Utilities look to the sun

MASSACHUSETTS - Electric utilities are poised to get back into the power generation business - via solar energy.

Under recent deregulation, utilities such as Nstar and National Grid (formerly Massachusetts Electric) were forced to sell off their old coal- and gas-burning power plants to promote competition and to make utilities pure energy delivery companies.

But thanks to the new energy bill signed by Gov. Deval Patrick, utilities are now allowed to build and own solar facilities to generate electricity, as part of an effort to promote renewable fuels.

Both Nstar and National Grid said they definitely have plans to take advantage of the law, which allows each utility to develop solar facilities that can generate up to 50 megawatts of power.

Nstar said it’s already “evaluating sites for large-scale facilities,” perhaps with acres of solar panels generating electricity that would flow directly into the region’s power grid.

“We see this as a great opportunity,” said spokeswoman Caroline Allen.

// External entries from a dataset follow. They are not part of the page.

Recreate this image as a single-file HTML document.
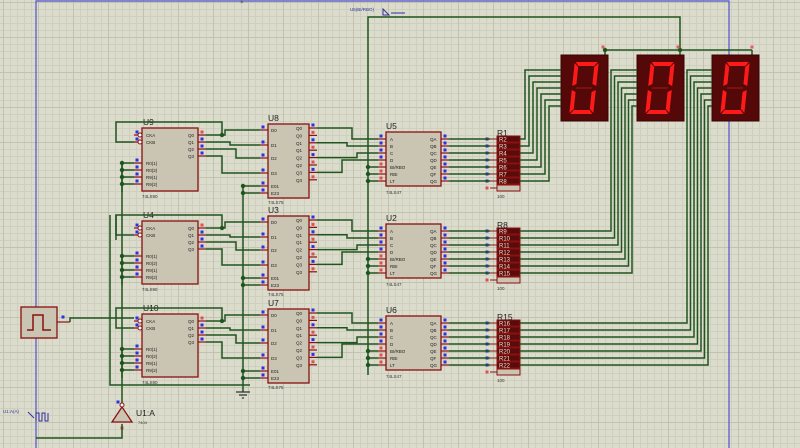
<!DOCTYPE html>
<html><head><meta charset="utf-8"><style>
html,body{margin:0;padding:0;width:800px;height:448px;overflow:hidden;background:#dcdccd;}
#bg{position:absolute;left:0;top:0;width:800px;height:448px;
background-image:
linear-gradient(to right,#c2c2b1 1px,transparent 1px),
linear-gradient(to bottom,#c2c2b1 1px,transparent 1px),
linear-gradient(to right,#cfcfbf 1px,transparent 1px),
linear-gradient(to bottom,#cfcfbf 1px,transparent 1px);
background-size:35px 35px,35px 35px,7px 7px,7px 7px;background-position:3px 2px;}
svg{position:absolute;left:0;top:0;}
text{font-family:"Liberation Sans",sans-serif;}
</style></head><body><div id="bg"></div>
<svg id="s" width="800" height="448" viewBox="0 0 800 448"></svg>
<script>
var o='';
var W='#1e551e',R='#8b1010';
function L(pts,c,w){o+='<polyline points="'+pts.map(p=>p.join(',')).join(' ')+'" fill="none" stroke="'+(c||W)+'" stroke-width="'+(w||1.5)+'"/>';}
function T(x,y,t,s,c,a){o+='<text x="'+x+'" y="'+y+'" font-size="'+s+'" fill="'+(c||'#222')+'"'+(a?' text-anchor="'+a+'"':'')+'>'+t+'</text>';}
function dot(x,y){o+='<circle cx="'+x+'" cy="'+y+'" r="2.2" fill="'+W+'"/>';}
function sq(x,y,c){o+='<rect x="'+(x-1.5)+'" y="'+(y-1.5)+'" width="3" height="3" fill="'+c+'"/>';}
function box(x,y,w,h){o+='<rect x="'+x+'" y="'+y+'" width="'+w+'" height="'+h+'" fill="#c9c5b2" stroke="'+R+'" stroke-width="1.3"/>';}
L([[36,448],[36,1],[729,1],[729,448]],'#5050d0',1.2);
T(240,4,'×',6,'#333');
L([[368,375],[368,17],[680,17],[680,50]]);
L([[605,50],[752,50]]);L([[605,50],[605,55]]);L([[680,50],[680,55]]);L([[752,50],[752,55]]);
dot(605,50);dot(680,50);
sq(603,47,'#e06060');sq(678,47,'#e06060');sq(752,47,'#e06060');
T(350,11,'U5(BI/RBO)',4.5,'#3030a0');
o+='<path d="M383,9 l6,6 l-6,0 z" fill="none" stroke="#3030a0"/>';L([[391,13],[405,13]],'#3030a0',1);
function counter(y,n){
 var x=142;box(x,y,56,63);T(x+1,y-3,n,8.5,'#222');T(x,y+70,'74LS90',4.5,'#333');
 var lp=[['CKA',7],['CKB',14],['R0(1)',35],['R0(2)',42],['R9(1)',49],['R9(2)',56]];
 lp.forEach(p=>{L([[x-8,y+p[1]],[x,y+p[1]]],R,1.2);T(x+4,y+p[1]+2,p[0],4.5);sq(x-5,y+p[1]-3,'#3030e0');});
 ['Q0','Q1','Q2','Q3'].forEach((q,i)=>{var yy=y+7+7*i;L([[x+56,yy],[x+64,yy]],R,1.2);T(x+46,yy+2,q,4.5);sq(x+60,yy-3,i?'#3030e0':'#e05050');});
 o+='<circle cx="'+(x-2)+'" cy="'+(y+7)+'" r="2" fill="#fff" stroke="'+R+'"/><circle cx="'+(x-2)+'" cy="'+(y+14)+'" r="2" fill="#fff" stroke="'+R+'"/>';
 L([[x-8,y+14],[x-26,y+14],[x-26,y-6],[x+80,y-6],[x+80,y+7]]);dot(x+80,y+7);
 [35,42,49,56].forEach(d=>{L([[x-20,y+d],[x-8,y+d]]);dot(x-20,y+d);});
 L([[x-20,y+35],[x-20,y+64]]);
}
function latch(y,n){
 var x=268;box(x,y,41,74);T(x,y-3,n,8.5,'#222');T(x,y+80,'74LS75',4.5,'#333');
 [['D0',6],['D1',21],['D2',34],['D3',49],['E01',62],['E23',69]].forEach(p=>{L([[x-8,y+p[1]],[x,y+p[1]]],R,1.2);T(x+3,y+p[1]+2,p[0],4.5);sq(x-5,y+p[1]-3,'#3030e0');});
 for(var i=0;i<8;i++){var yy=y+4+7.4*i;L([[x+41,yy],[x+49,yy]],R,1.2);T(x+28,yy+2,'Q'+(i>>1),4.5);sq(x+45,yy-3,i%2?'#e05050':'#3030e0');}
 dot(243,y+62);dot(243,y+69);L([[243,y+62],[260,y+62]]);L([[243,y+69],[260,y+69]]);
}
function dec(y,n){
 var x=386;box(x,y,55,54);T(x,y-3,n,8.5,'#222');T(x,y+62,'74LS47',4.5,'#333');
 ['A','B','C','D','BI/RBO','RBI','LT'].forEach((p,i)=>{var yy=y+7+7*i;L([[x-8,yy],[x,yy]],R,1.2);T(x+4,yy+2,p,4.5);sq(x-5,yy-3,i<4?'#3030e0':'#e05050');});
 ['QA','QB','QC','QD','QE','QF','QG'].forEach((p,i)=>{var yy=y+7+7*i;L([[x+55,yy],[x+63,yy]],R,1.2);T(x+44,yy+2,p,4.5);sq(x+59,yy-3,'#3030e0');});
 [4,5,6].forEach(i=>{dot(368,y+7+7*i);L([[368,y+7+7*i],[378,y+7+7*i]]);});
}
function res(y,n,s){
 var x=497;T(x,y-3,n,8.5,'#222');T(x,y+59,'100',4.5,'#333');
 for(var i=0;i<8;i++){o+='<rect x="'+x+'" y="'+(y+7*i-3)+'" width="23" height="6" fill="'+(i<7?'#5a0c0c':'#c9c5b2')+'" stroke="'+R+'" stroke-width="1"/>';
  if(i<7)T(x+2,y+7*i+2.5,'R'+(s+i),6,'#e8e0d0');
  L([[x-7,y+7*i],[x,y+7*i]],R,1);sq(x-10,y+7*i,i<7?'#3030e0':'#e05050');}
}
var CY=[128,221,314],LY=[124,216,309],DY=[132,224,316],NM=[['U9','U8','U5','R1',2],['U4','U3','U2','R8',9],['U10','U7','U6','R15',16]];
var RY=DY.map(v=>v+7);
for(var k=0;k<3;k++){
 counter(CY[k],NM[k][0]);latch(LY[k],NM[k][1]);dec(DY[k],NM[k][2]);res(RY[k],NM[k][3],NM[k][4]);
 var ld=[6,21,34,49],xs=[225,230,236,222];
 for(var i=0;i<4;i++){var y1=CY[k]+7+7*i,y2=LY[k]+ld[i];L([[206,y1],[xs[i],y1],[xs[i],y2],[260,y2]]);}
 var xm=[352,347,357,342];
 for(var i=0;i<4;i++){var y1=LY[k]+4+14.8*i,y2=DY[k]+7+7*i;L([[317,y1],[xm[i],y1],[xm[i],y2],[378,y2]]);}
 for(var i=0;i<7;i++){var yy=DY[k]+7+7*i;L([[449,yy],[490,yy]]);}
}
L([[243,186],[243,392]]);
o+='<path d="M236,392h14M239,395h8M242,398h2" stroke="#333" stroke-width="1.2"/>';
L([[110,215],[110,385],[250,385]]);L([[122,165],[122,405]]);L([[116,215],[116,240]]);
o+='<rect x="21" y="307" width="36" height="31" fill="#c9c5b2" stroke="'+R+'" stroke-width="1.3"/>';
L([[27,330],[33,330],[33,315],[43,315],[43,330],[51,330]],R,1.5);
sq(63,317,'#3030e0');L([[57,322],[70,322]],R,1.2);L([[70,322],[70,318],[134,318]]);
o+='<path d="M112,422 L122,407 L132,422 Z" fill="#c9c5b2" stroke="'+R+'" stroke-width="1.3"/>';
o+='<circle cx="122" cy="405" r="2" fill="#fff" stroke="'+R+'"/>';
T(136,416,'U1:A',8.5,'#222');T(138,424,'7404',4,'#333');sq(118,402,'#3030e0');sq(122,428,'#e05050');
L([[36,438],[122,438],[122,424]]);
T(3,413,'U1:A(A)',4.5,'#3030a0');
o+='<path d="M28,412 l6,6" stroke="#3030a0"/><path d="M36,421 v-8 h3 v8 h3 v-8 h3 v8 h3 v-8" fill="none" stroke="#3030a0"/>';
function disp(x){
 o+='<rect x="'+x+'" y="55" width="47" height="66" fill="#540808" stroke="#3a0404"/>';
 var g='#ff1a1a';
 o+='<g transform="translate('+(x+24)+',88) skewX(-6)">';
 o+='<path d="M-12,-26h22l-3,4h-16z" fill="'+g+'"/>';
 o+='<path d="M-13,-25l4,4v17l-4,2z" fill="'+g+'"/><path d="M11,-25l-4,4v17l4,2z" fill="'+g+'"/>';
 o+='<path d="M-13,2l4,2v17l-4,4z" fill="'+g+'"/><path d="M11,2l-4,2v17l4,4z" fill="'+g+'"/>';
 o+='<path d="M-12,26h22l-3,-4h-16z" fill="'+g+'"/>';
 o+='<path d="M-9,-1h16v2h-16z" fill="#7a1010"/></g>';
}
disp(561);disp(637);disp(712);
for(var i=0;i<7;i++){var yd=70+6*i;
 var x1=525+4*i;L([[520,RY[0]+7*i],[x1,RY[0]+7*i],[x1,yd],[561,yd]]);
 var x2=611+3.5*i;L([[520,RY[1]+7*i],[x2,RY[1]+7*i],[x2,yd],[637,yd]]);
 var x3=687+3.5*i;L([[520,RY[2]+7*i],[x3,RY[2]+7*i],[x3,yd],[712,yd]]);
}
document.getElementById('s').innerHTML=o;
</script>
</body></html>
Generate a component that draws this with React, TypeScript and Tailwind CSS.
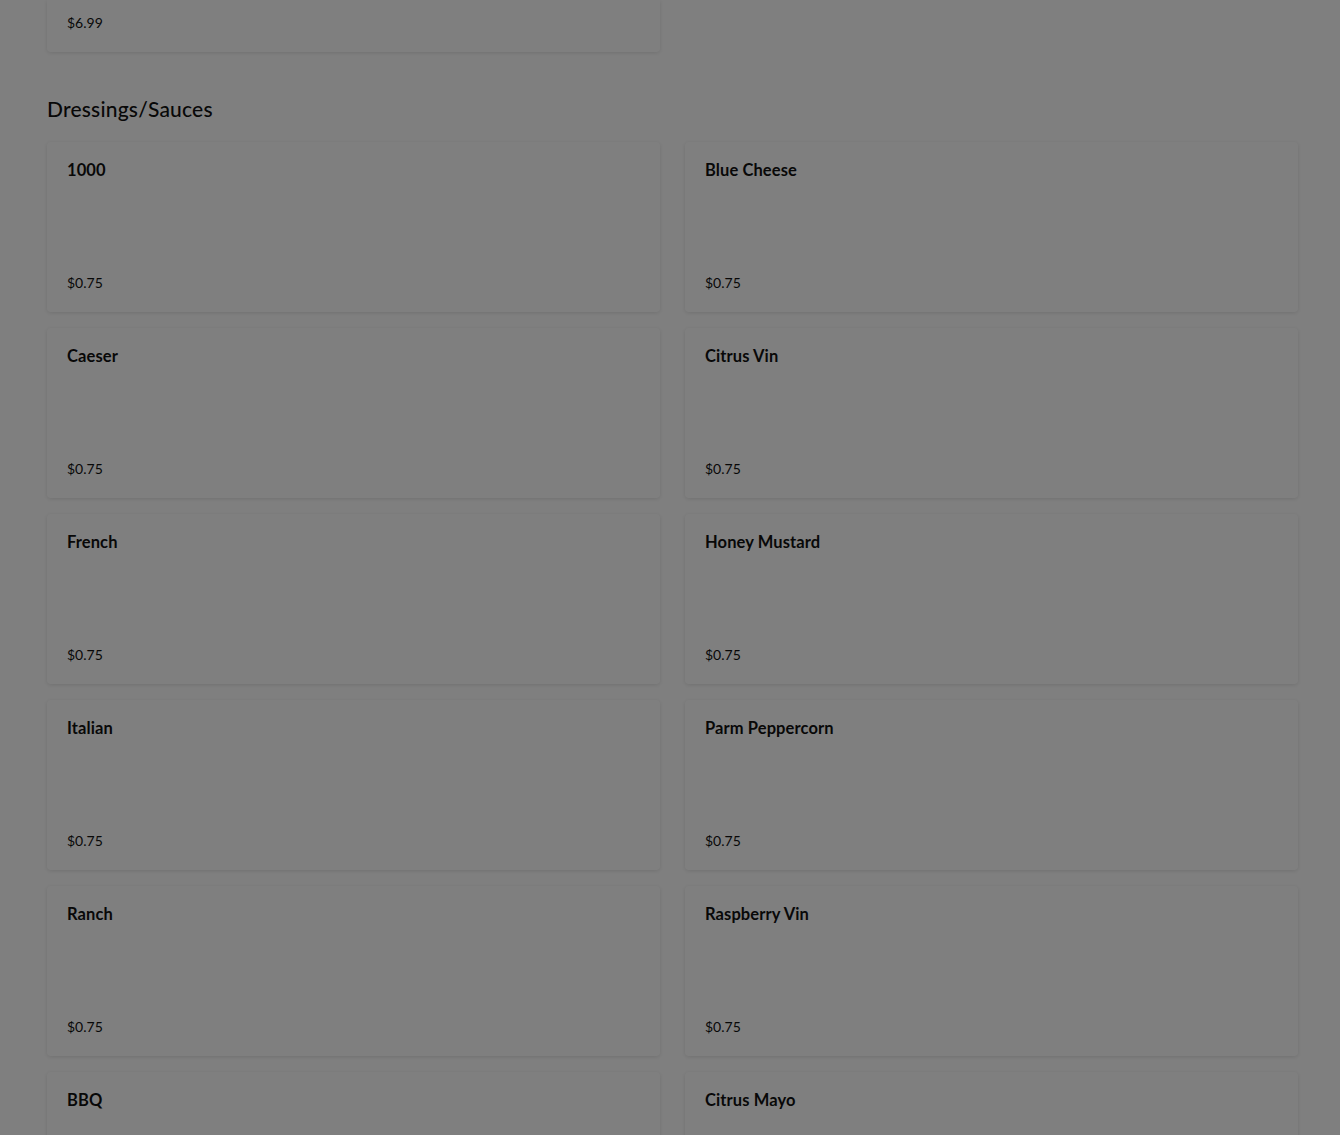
import React from "react";

const items: [string, string][] = [
  ["1000", "Blue Cheese"],
  ["Caeser", "Citrus Vin"],
  ["French", "Honey Mustard"],
  ["Italian", "Parm Peppercorn"],
  ["Ranch", "Raspberry Vin"],
];

function Card({ title, price }: { title: string; price?: string }) {
  return (
    <div className="h-[170px] rounded-[4px] bg-white shadow-[0_1px_4px_rgba(0,0,0,0.12)] flex flex-col justify-between px-[20px] pt-[17px] pb-[19px]">
      <div className="text-[16.5px] leading-[22px] font-bold tracking-[0.1px] text-[#111]">{title}</div>
      {price ? <div className="text-[14px] leading-[20px] text-[#111]">{price}</div> : null}
    </div>
  );
}

export default function App() {
  return (
    <div className="relative h-[1135px] overflow-hidden bg-white" style={{ fontFamily: "Lato, 'Noto Sans', sans-serif" }}>
      <div className="ml-[47px] w-[1251px]">
        <div className="grid grid-cols-2 gap-x-[25px]">
          <div className="h-[52px] rounded-b-[4px] bg-white shadow-[0_1px_4px_rgba(0,0,0,0.12)] flex flex-col justify-end px-[20px] pb-[19px]">
            <div className="text-[14px] leading-[20px] text-[#111]">$6.99</div>
          </div>
        </div>
        <h2 className="mt-[43px] mb-[19px] text-[21px] leading-[28px] font-medium text-[#111] tracking-[0.2px]">Dressings/Sauces</h2>
        <div className="grid grid-cols-2 gap-x-[25px] gap-y-[16px]">
          {items.flatMap(([a, b]) => [
            <Card key={a} title={a} price="$0.75" />,
            <Card key={b} title={b} price="$0.75" />,
          ])}
          <Card title="BBQ" />
          <Card title="Citrus Mayo" />
        </div>
      </div>
      <div className="fixed inset-0 bg-black/50" />
    </div>
  );
}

National Grid, without providing any detailed information, said it hopes to file plans later this summer for future solar-facility projects.

A 50-megawatt facility is relatively small compared to existing power plants, which can generate anywhere from 200 megawatts to 1,800 megawatts.

But Robert Keough, a spokesman for Patrick’s energy and environmental affairs office, said the goal is to promote increased use of environmentally friendly energy.

He said the administration is not worried about letting utilities back into the power-generation business.

Utilities were forced to sell their plants last decade under the belief that it was monopolistic to allow companies to both own power plants and sell electricity directly to customers.

“It’s small-scale and limited to a specific technology we think is appropriate,” Keough said of allowing utilities to own 50-megawatt solar facilities.